__Written exercise__
Select, from the data, each line where "components" occurs.
>> Start Recorded data
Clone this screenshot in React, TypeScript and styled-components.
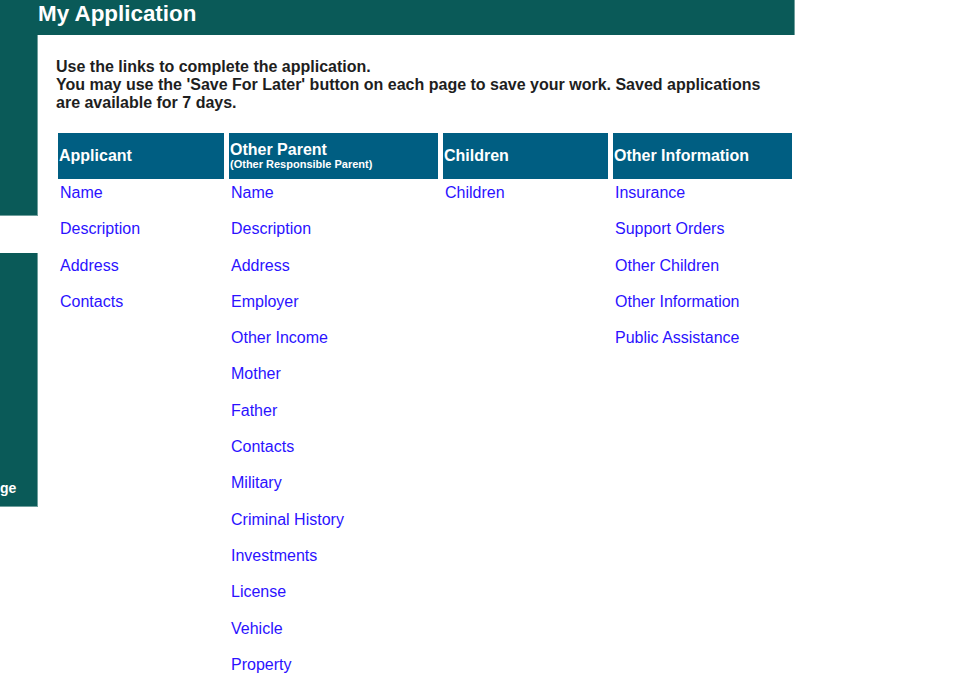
import React from 'react';
import styled, { createGlobalStyle } from 'styled-components';

const GlobalStyle = createGlobalStyle`
  html, body {
    margin: 0;
    padding: 0;
    background: #fff;
  }
  body {
    font-family: "Liberation Sans", Arial, sans-serif;
  }
`;

const Page = styled.div`
  width: 795px;
  display: flex;
  flex-direction: column;
`;

const TitleBar = styled.div`
  height: 35px;
  background-color: #0a5a58;
  border-right: 1px solid #6f9e9c;
  box-sizing: border-box;
  padding-left: 38px;
  color: #fff;
  font-size: 22.4px;
  font-weight: bold;
  line-height: 27px;
`;

const Body = styled.div`
  display: flex;
  align-items: flex-start;
`;

const Sidebar = styled.div`
  width: 38px;
  flex-shrink: 0;
  display: flex;
  flex-direction: column;
  gap: 37px;
`;

const NavBlock = styled.div<{ $height: number }>`
  height: ${(p) => p.$height}px;
  box-sizing: border-box;
  background-color: #0a5a58;
  border-right: 1px solid #6f9e9c;
  border-bottom: 1px solid #6f9e9c;
  display: flex;
  flex-direction: column;
  justify-content: flex-end;
  padding-bottom: 9px;
`;

const NavLabel = styled.span`
  color: #fff;
  font-size: 14px;
  font-weight: bold;
  line-height: 18px;
  white-space: nowrap;
`;

const Content = styled.div`
  flex: 1;
  background: #fff;
  padding: 23px 0 0 18px;
`;

const Intro = styled.p`
  margin: 0 0 21px;
  max-width: 725px;
  color: #1e1e1e;
  font-size: 16px;
  font-weight: bold;
  line-height: 18px;
`;

const Grid = styled.div`
  display: grid;
  grid-template-columns: 166px 209px 165px 179px;
  column-gap: 5px;
  margin-left: 2px;
`;

const HeadCell = styled.div`
  height: 46px;
  background-color: #005e82;
  color: #fff;
  padding: 0 1px;
  display: flex;
  flex-direction: column;
  justify-content: center;
  font-weight: bold;
`;

const HeadTitle = styled.span`
  font-size: 16px;
  line-height: 16px;
`;

const HeadSub = styled.span`
  font-size: 11px;
  line-height: 12px;
`;

const LinkList = styled.div`
  display: flex;
  flex-direction: column;
  padding-top: 5px;
`;

const NavLink = styled.a`
  display: block;
  height: 36.3px;
  padding-left: 2px;
  color: #2b12ff;
  text-decoration: none;
  font-size: 16px;
  line-height: 18px;
  cursor: pointer;
`;

const columns = [
  { title: 'Applicant', links: ['Name', 'Description', 'Address', 'Contacts'] },
  {
    title: 'Other Parent',
    sub: '(Other Responsible Parent)',
    links: [
      'Name',
      'Description',
      'Address',
      'Employer',
      'Other Income',
      'Mother',
      'Father',
      'Contacts',
      'Military',
      'Criminal History',
      'Investments',
      'License',
      'Vehicle',
      'Property',
    ],
  },
  { title: 'Children', links: ['Children'] },
  {
    title: 'Other Information',
    links: ['Insurance', 'Support Orders', 'Other Children', 'Other Information', 'Public Assistance'],
  },
];

export default function App() {
  return (
    <Page>
      <GlobalStyle />
      <TitleBar>My Application</TitleBar>
      <Body>
        <Sidebar>
          <NavBlock $height={181} />
          <NavBlock $height={254}>
            <NavLabel>ge</NavLabel>
          </NavBlock>
        </Sidebar>
        <Content>
          <Intro>
            Use the links to complete the application.
            <br />
            You may use the 'Save For Later' button on each page to save your work. Saved applications
            are available for 7 days.
          </Intro>
          <Grid>
            {columns.map((col) => (
              <HeadCell key={col.title}>
                <HeadTitle>{col.title}</HeadTitle>
                {col.sub && <HeadSub>{col.sub}</HeadSub>}
              </HeadCell>
            ))}
            {columns.map((col) => (
              <LinkList key={col.title}>
                {col.links.map((link) => (
                  <NavLink key={link}>{link}</NavLink>
                ))}
              </LinkList>
            ))}
          </Grid>
        </Content>
      </Body>
    </Page>
  );
}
>> End Recorded data
__Output for this exercise__
Clone this screenshot in React, TypeScript and styled-components.
import styled, { createGlobalStyle } from 'styled-components';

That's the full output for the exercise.